As if there was not enough disunity on the horizon, the St Pauli CEO, Andreas Rettig, has formally requested that clubs that don’t adhere to the ‘50+1’ rule that stipulates the control of voting rights by club members should be excluded from the central TV marketing pool. Leverkusen (owned by Bayer), Wolfsburg (Volkswagen) and Hoffenheim (Dietmar Hopp) would be affected, along with Hannover from 2017 (president Martin Kind and other investors are poised to take over the club in a couple of years).

It is not difficult to imagine how well Rettig’s proposition has gone down with the clubs in question. Rudi Völler, Bayer’s sporting director, called it a “populist” demand and said Rettig was being “the clever little pig” (from the fairytale).
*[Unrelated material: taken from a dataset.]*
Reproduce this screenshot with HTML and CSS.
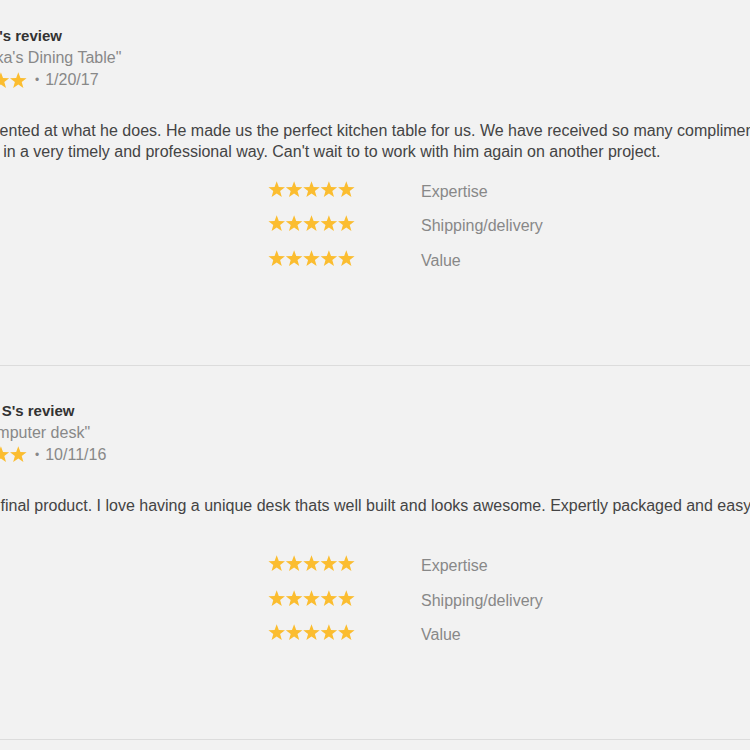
FILE: index.html
```html
<!DOCTYPE html>
<html>
<head lang="en">
    <meta charset="UTF-8">
    <title>Reviews</title>
    <link rel="stylesheet" href="styles.css">
</head>
<body>
<svg class="defs" width="0" height="0">
    <symbol id="star" viewBox="0 0 17.4 17">
        <polygon points="8.7,0.2 10.82,5.99 16.97,6.21 12.12,10.01 13.81,15.94 8.7,12.5 3.59,15.94 5.28,10.01 0.43,6.21 6.58,5.99"/>
    </symbol>
</svg>
<div class="reviews">
    <!--review 1-->
    <div class="review">
        <h3 class="review-title">Kevin W's review</h3>
        <div class="review-item">"Dominika's Dining Table"</div>
        <div class="review-meta">
            <svg class="stars" viewBox="0 0 87 17"><use href="#star" x="0" width="17.4" height="17"/><use href="#star" x="17.4" width="17.4" height="17"/><use href="#star" x="34.8" width="17.4" height="17"/><use href="#star" x="52.2" width="17.4" height="17"/><use href="#star" x="69.6" width="17.4" height="17"/></svg>
            <span class="dot">&bull;</span> 1/20/17
        </div>
        <p class="review-text">Ian is talented at what he does. He made us the perfect kitchen table for us. We have received so many compliments on it. He completed<br>his work in a very timely and professional way. Can't wait to to work with him again on another project.</p>
        <div class="ratings">
            <div class="rating-row">
                <svg class="stars" viewBox="0 0 87 17"><use href="#star" x="0" width="17.4" height="17"/><use href="#star" x="17.4" width="17.4" height="17"/><use href="#star" x="34.8" width="17.4" height="17"/><use href="#star" x="52.2" width="17.4" height="17"/><use href="#star" x="69.6" width="17.4" height="17"/></svg>
                <span class="rating-label">Expertise</span>
            </div>
            <div class="rating-row">
                <svg class="stars" viewBox="0 0 87 17"><use href="#star" x="0" width="17.4" height="17"/><use href="#star" x="17.4" width="17.4" height="17"/><use href="#star" x="34.8" width="17.4" height="17"/><use href="#star" x="52.2" width="17.4" height="17"/><use href="#star" x="69.6" width="17.4" height="17"/></svg>
                <span class="rating-label">Shipping/delivery</span>
            </div>
            <div class="rating-row">
                <svg class="stars" viewBox="0 0 87 17"><use href="#star" x="0" width="17.4" height="17"/><use href="#star" x="17.4" width="17.4" height="17"/><use href="#star" x="34.8" width="17.4" height="17"/><use href="#star" x="52.2" width="17.4" height="17"/><use href="#star" x="69.6" width="17.4" height="17"/></svg>
                <span class="rating-label">Value</span>
            </div>
        </div>
    </div>
    <!--review 2-->
    <div class="review">
        <h3 class="review-title">Roberto S's review</h3>
        <div class="review-item">"Oak computer desk"</div>
        <div class="review-meta">
            <svg class="stars" viewBox="0 0 87 17"><use href="#star" x="0" width="17.4" height="17"/><use href="#star" x="17.4" width="17.4" height="17"/><use href="#star" x="34.8" width="17.4" height="17"/><use href="#star" x="52.2" width="17.4" height="17"/><use href="#star" x="69.6" width="17.4" height="17"/></svg>
            <span class="dot">&bull;</span> 10/11/16
        </div>
        <p class="review-text">Like the final product. I love having a unique desk thats well built and looks awesome. Expertly packaged and easy to put together,<br>thanks!</p>
        <div class="ratings">
            <div class="rating-row">
                <svg class="stars" viewBox="0 0 87 17"><use href="#star" x="0" width="17.4" height="17"/><use href="#star" x="17.4" width="17.4" height="17"/><use href="#star" x="34.8" width="17.4" height="17"/><use href="#star" x="52.2" width="17.4" height="17"/><use href="#star" x="69.6" width="17.4" height="17"/></svg>
                <span class="rating-label">Expertise</span>
            </div>
            <div class="rating-row">
                <svg class="stars" viewBox="0 0 87 17"><use href="#star" x="0" width="17.4" height="17"/><use href="#star" x="17.4" width="17.4" height="17"/><use href="#star" x="34.8" width="17.4" height="17"/><use href="#star" x="52.2" width="17.4" height="17"/><use href="#star" x="69.6" width="17.4" height="17"/></svg>
                <span class="rating-label">Shipping/delivery</span>
            </div>
            <div class="rating-row">
                <svg class="stars" viewBox="0 0 87 17"><use href="#star" x="0" width="17.4" height="17"/><use href="#star" x="17.4" width="17.4" height="17"/><use href="#star" x="34.8" width="17.4" height="17"/><use href="#star" x="52.2" width="17.4" height="17"/><use href="#star" x="69.6" width="17.4" height="17"/></svg>
                <span class="rating-label">Value</span>
            </div>
        </div>
    </div>
</div>
</body>
</html>
```
FILE: styles.css
```css
*{
    margin:0;
    padding:0;
}
html,body{
    overflow:hidden;
}
body{
    background-color:#f2f2f2;
    font-family:"Liberation Sans", Arial, sans-serif;
    color:#444;
}
.defs{
    position:absolute;
}
.reviews{
    /*page is scrolled, first review starts above the fold*/
    margin-top:-9px;
    margin-left:-60px;
    width:1200px;
}
.review{
    padding:33px 0 89px;
    border-bottom:1px solid #dcdcdc;
}
.review-title{
    font-size:15px;
    font-weight:bold;
    line-height:23px;
    color:#333;
}
.review-item{
    font-size:16px;
    line-height:22px;
    color:#888;
}
.review-meta{
    display:flex;
    align-items:center;
    height:22px;
    font-size:16px;
    color:#888;
}
.review-meta .dot{
    margin:0 6px 0 8px;
    font-size:12px;
}
.stars{
    width:87px;
    height:17px;
    fill:#fbbd30;
}
.review-text{
    margin-top:29px;
    font-size:16px;
    line-height:21px;
    color:#444;
    white-space:nowrap;
}
.ratings{
    margin-top:10px;
    margin-left:328px;
}
.rating-row{
    display:grid;
    grid-template-columns:153px auto;
    align-items:center;
    height:34.5px;
}
.rating-label{
    font-size:16px;
    color:#888;
    padding-top:5px;
}
```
There’s no realistic chance St Pauli will get anywhere with that idea – the clubs are expressly allowed to circumvent the rules by the league – but the debate about the so-called “plastic clubs” and the rise of owner-financed teams will only intensify as a result.

Results: HSV 3-1 Dortmund, Köln 0-0 Mainz, Stuttgart 0-4 Augsburg, Wolfsburg 6-0 Bremen, Gladbach 2-1 Hannover, Frankfurt 1-3 Leverkusen, Schalke 1-3 Bayern, Hertha 1-0 Hoffenheim, Ingolstadt 3-1 Darmstadt.